#### Available data
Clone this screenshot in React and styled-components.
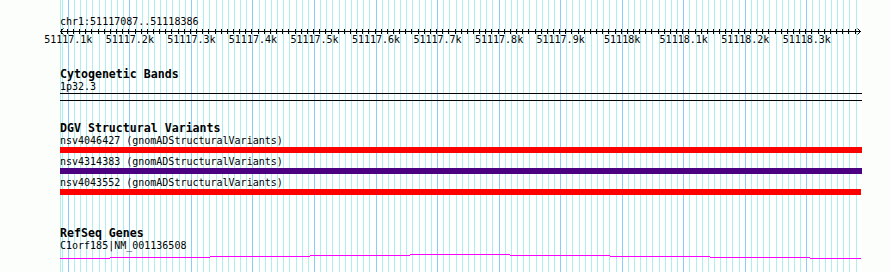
import styled, { createGlobalStyle } from "styled-components";

const START = 51117087;
const END = 51118386;
const LEFT = 60;
const SPAN = 800;
const bpToX = (bp) => LEFT + ((bp - START + 0.5) * SPAN) / (END - START + 1);

const gridStops = [];
for (let bp = 51117090; bp <= 51118380; bp += 10) {
  gridStops.push({ bp, x: Math.floor(bpToX(bp)), major: bp % 100 === 0 });
}

const labelFor = (bp) => {
  const k = bp / 1000;
  return `${Number.isInteger(k) ? k : k.toFixed(1)}k`;
};

const GlobalStyle = createGlobalStyle`
  html, body {
    margin: 0;
    padding: 0;
    background: #fcfefc;
  }
`;

const Viewer = styled.div`
  position: relative;
  width: 890px;
  height: 272px;
  overflow: hidden;
  font-family: "DejaVu Sans Mono", "Liberation Mono", monospace;
  color: #000;
`;

const Grid = styled.svg`
  position: absolute;
  left: 0;
  top: 0;
`;

const Tracks = styled.div`
  position: relative;
`;

const Ruler = styled.svg`
  display: block;
`;

const Track = styled.section`
  padding-left: 60px;
  margin-top: ${(p) => p.$gap}px;
`;

const TrackTitle = styled.div`
  font-weight: bold;
  font-size: 11.6px;
  line-height: 13px;
  height: 13px;
  white-space: pre;
`;

const FeatureLabel = styled.div`
  font-size: 10px;
  line-height: 12px;
  height: 12px;
  white-space: pre;
`;

const Band = styled.div`
  width: 802px;
  height: 6px;
  border-top: 1px solid #000;
  border-bottom: 1px solid #000;
`;

const Bar = styled.div`
  width: ${(p) => p.$w}px;
  height: 6px;
  background: ${(p) => p.$color};
  margin-bottom: 3px;
`;

const Intron = styled.svg`
  display: block;
`;

const variants = [
  { name: "nsv4046427", color: "#ff0000", w: 802 },
  { name: "nsv4314383", color: "#4b0082", w: 802 },
  { name: "nsv4043552", color: "#ff0000", w: 801 },
];

// stepped "hat" line of the gene model, pixel rows taken from the view
const intronSteps = [
  [60, 110, 261],
  [110, 210, 260],
  [210, 310, 259],
  [310, 410, 258],
  [410, 510, 257],
  [510, 610, 258],
  [610, 710, 259],
  [710, 810, 260],
  [810, 861, 261],
];

function RulerTrack() {
  return (
    <Ruler width="890" height="46" shapeRendering="crispEdges">
      <text x="60" y="25" fontSize="10" fontFamily="DejaVu Sans Mono, monospace">
        chr1:51117087..51118386
      </text>
      <rect x="60" y="31" width="801" height="1" fill="#000" />
      <path d="M60.5 31.5 L63.5 28.5 M60.5 31.5 L63.5 34.5" stroke="#000" fill="none" shapeRendering="auto" />
      <path d="M860.5 31.5 L857.5 28.5 M860.5 31.5 L857.5 34.5" stroke="#000" fill="none" shapeRendering="auto" />
      {gridStops.map((g) => (
        <rect key={g.bp} x={g.x - 1} y="29" width="1" height="5" fill="#000" />
      ))}
      {gridStops
        .filter((g) => g.major)
        .map((g) => (
          <text
            key={g.bp}
            x={bpToX(g.bp)}
            y="43"
            fontSize="10"
            textAnchor="middle"
            fontFamily="DejaVu Sans Mono, monospace"
          >
            {labelFor(g.bp)}
          </text>
        ))}
    </Ruler>
  );
}

export default function App() {
  return (
    <>
      <GlobalStyle />
      <Viewer>
        <Grid width="890" height="272" shapeRendering="crispEdges">
          <rect x="60" y="0" width="802" height="272" fill="#ffffff" />
          <rect x="60" y="0" width="1" height="272" fill="#afeeee" />
          {gridStops.map((g) => (
            <rect
              key={g.bp}
              x={g.x}
              y="0"
              width="1"
              height="272"
              fill={g.major ? "#87cefa" : "#afeeee"}
            />
          ))}
        </Grid>
        <Tracks>
          <RulerTrack />

          <Track $gap={22}>
            <TrackTitle>Cytogenetic Bands</TrackTitle>
            <FeatureLabel>1p32.3</FeatureLabel>
            <Band />
          </Track>

          <Track $gap={21}>
            <TrackTitle>DGV Structural Variants</TrackTitle>
            {variants.map((v) => (
              <div key={v.name}>
                <FeatureLabel>{`${v.name} (gnomADStructuralVariants)`}</FeatureLabel>
                <Bar $color={v.color} $w={v.w} />
              </div>
            ))}
          </Track>

          <Track $gap={32}>
            <TrackTitle>RefSeq Genes</TrackTitle>
            <FeatureLabel>C1orf185|NM_001136508</FeatureLabel>
            <Intron width="802" height="8" shapeRendering="crispEdges">
              {intronSteps.map(([x1, x2, row]) => (
                <rect key={x1} x={x1 - 60} y={row - 255} width={x2 - x1} height="1" fill="#ff00ff" />
              ))}
            </Intron>
          </Track>
        </Tracks>
      </Viewer>
    </>
  );
}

#### Task description
Print the data above verbatim from the first line through the line holding "const bpToX = (bp)", leaving every picture out.

#### Output for this task
Clone this screenshot in React and styled-components.
import styled, { createGlobalStyle } from "styled-components";

const START = 51117087;
const END = 51118386;
const LEFT = 60;
const SPAN = 800;
const bpToX = (bp) => LEFT + ((bp - START + 0.5) * SPAN) / (END - START + 1);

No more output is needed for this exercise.